Task description: Filter for the word "styles" and keep each matching line.

Collected material:
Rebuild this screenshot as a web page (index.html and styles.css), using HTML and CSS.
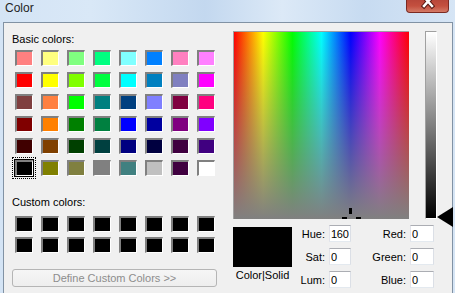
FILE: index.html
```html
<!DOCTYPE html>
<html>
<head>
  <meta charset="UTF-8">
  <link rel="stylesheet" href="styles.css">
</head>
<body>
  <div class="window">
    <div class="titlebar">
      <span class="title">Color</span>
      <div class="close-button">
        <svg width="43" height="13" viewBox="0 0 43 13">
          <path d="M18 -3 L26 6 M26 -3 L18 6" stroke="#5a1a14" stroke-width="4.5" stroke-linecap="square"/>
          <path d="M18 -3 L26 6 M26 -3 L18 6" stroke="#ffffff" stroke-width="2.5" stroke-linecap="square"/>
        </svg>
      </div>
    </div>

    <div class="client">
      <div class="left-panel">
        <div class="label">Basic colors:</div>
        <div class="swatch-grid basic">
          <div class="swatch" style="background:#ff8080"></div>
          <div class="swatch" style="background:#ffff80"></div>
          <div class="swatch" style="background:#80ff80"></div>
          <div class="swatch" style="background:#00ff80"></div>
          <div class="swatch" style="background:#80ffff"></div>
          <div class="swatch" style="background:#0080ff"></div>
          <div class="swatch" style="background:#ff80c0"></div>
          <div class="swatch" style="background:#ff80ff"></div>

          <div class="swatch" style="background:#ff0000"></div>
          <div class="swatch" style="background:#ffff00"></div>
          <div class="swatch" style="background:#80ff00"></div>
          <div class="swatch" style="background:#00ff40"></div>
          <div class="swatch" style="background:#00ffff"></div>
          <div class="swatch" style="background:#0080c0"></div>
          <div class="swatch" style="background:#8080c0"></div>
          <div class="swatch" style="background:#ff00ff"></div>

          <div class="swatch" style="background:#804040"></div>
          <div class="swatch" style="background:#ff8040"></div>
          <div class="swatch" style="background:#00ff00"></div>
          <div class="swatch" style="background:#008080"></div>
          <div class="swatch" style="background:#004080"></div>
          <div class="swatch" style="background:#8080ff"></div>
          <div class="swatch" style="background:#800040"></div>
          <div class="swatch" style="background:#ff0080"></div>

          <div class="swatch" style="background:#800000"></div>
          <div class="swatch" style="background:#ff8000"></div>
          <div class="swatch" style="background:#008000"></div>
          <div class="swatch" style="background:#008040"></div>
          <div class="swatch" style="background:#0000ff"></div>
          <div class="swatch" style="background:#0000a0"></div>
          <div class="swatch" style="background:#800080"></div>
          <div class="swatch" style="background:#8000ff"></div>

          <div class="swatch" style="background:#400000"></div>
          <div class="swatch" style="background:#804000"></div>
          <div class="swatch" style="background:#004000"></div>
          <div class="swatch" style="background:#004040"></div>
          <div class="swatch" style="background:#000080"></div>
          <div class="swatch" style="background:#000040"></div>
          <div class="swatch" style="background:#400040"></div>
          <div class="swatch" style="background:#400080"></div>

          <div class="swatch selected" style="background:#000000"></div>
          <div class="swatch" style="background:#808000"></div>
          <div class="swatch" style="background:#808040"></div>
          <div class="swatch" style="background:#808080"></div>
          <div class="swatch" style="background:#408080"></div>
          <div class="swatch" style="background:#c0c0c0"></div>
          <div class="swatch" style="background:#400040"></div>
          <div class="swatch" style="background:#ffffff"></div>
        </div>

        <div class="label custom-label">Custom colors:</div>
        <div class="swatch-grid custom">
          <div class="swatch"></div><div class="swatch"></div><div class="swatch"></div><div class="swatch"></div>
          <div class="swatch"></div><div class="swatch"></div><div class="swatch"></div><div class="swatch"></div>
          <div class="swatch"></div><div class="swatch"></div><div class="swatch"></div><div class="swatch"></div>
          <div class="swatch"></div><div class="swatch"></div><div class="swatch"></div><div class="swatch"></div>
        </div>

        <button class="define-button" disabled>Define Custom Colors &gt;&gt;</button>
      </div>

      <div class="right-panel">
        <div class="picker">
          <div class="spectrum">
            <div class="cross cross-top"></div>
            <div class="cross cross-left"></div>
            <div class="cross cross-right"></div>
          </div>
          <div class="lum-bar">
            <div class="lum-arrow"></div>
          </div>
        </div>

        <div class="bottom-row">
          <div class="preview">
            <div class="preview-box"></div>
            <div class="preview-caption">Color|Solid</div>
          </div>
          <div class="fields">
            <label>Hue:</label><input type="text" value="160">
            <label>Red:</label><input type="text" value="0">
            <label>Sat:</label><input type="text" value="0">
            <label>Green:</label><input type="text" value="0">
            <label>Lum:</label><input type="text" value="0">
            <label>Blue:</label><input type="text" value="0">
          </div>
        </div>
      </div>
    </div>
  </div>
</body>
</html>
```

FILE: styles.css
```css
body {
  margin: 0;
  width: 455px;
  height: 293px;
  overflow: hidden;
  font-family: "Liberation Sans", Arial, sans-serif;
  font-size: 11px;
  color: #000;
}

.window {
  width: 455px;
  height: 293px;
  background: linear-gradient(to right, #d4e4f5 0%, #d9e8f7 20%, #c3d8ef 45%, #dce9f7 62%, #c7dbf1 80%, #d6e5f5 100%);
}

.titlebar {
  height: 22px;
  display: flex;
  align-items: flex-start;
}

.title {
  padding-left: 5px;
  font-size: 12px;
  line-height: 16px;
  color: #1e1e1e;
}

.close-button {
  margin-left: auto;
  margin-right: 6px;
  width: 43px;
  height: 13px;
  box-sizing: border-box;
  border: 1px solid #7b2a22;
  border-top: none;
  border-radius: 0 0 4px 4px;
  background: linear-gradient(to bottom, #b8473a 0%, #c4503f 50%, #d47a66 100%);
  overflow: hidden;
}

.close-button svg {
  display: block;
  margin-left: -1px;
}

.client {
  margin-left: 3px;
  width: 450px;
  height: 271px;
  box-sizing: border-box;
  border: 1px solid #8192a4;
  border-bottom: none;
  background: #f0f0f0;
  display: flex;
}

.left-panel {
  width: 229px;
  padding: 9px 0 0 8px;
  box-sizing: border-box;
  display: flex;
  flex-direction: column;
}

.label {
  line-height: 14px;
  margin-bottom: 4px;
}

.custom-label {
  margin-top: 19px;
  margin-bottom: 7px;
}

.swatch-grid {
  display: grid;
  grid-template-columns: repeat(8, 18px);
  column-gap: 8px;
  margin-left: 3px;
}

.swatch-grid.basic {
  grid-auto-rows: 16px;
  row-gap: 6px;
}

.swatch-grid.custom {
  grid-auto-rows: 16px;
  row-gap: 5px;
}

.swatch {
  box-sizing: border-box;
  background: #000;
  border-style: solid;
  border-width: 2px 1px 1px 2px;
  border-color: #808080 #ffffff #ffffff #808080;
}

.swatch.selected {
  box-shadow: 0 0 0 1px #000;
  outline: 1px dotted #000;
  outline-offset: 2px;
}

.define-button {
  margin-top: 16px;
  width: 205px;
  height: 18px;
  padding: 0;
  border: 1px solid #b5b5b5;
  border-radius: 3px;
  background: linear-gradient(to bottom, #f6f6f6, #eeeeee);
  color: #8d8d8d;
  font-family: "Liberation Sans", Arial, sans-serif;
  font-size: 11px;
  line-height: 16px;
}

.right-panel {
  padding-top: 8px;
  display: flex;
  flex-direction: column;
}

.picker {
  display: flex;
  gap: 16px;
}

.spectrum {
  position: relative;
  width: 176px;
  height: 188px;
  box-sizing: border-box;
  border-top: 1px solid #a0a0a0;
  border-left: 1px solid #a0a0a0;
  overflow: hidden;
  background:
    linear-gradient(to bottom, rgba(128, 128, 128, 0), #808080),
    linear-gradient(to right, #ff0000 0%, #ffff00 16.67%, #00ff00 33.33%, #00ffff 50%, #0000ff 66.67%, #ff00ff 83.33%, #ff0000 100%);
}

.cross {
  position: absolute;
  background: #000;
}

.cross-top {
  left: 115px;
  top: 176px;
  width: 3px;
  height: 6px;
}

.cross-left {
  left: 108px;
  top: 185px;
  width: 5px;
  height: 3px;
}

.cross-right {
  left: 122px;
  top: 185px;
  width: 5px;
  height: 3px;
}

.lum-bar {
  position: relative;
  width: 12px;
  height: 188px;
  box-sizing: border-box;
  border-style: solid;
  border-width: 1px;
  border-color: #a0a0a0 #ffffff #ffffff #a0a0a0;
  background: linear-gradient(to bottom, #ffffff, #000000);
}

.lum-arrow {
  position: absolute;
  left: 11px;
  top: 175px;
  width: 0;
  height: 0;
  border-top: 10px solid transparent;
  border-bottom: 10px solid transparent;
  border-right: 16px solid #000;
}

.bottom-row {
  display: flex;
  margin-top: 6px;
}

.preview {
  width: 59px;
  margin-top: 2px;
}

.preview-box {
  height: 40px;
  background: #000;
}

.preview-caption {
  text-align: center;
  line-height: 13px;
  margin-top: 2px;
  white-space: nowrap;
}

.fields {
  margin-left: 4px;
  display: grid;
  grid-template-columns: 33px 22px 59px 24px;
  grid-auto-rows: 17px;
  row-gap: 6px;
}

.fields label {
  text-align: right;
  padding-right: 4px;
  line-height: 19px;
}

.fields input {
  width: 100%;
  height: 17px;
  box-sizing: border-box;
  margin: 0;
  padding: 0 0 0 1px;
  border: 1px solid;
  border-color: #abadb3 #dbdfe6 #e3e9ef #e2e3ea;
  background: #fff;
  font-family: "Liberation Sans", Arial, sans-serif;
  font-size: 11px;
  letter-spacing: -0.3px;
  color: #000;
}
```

The completed task:
Rebuild this screenshot as a web page (index.html and styles.css), using HTML and CSS.
  <link rel="stylesheet" href="styles.css">
FILE: styles.css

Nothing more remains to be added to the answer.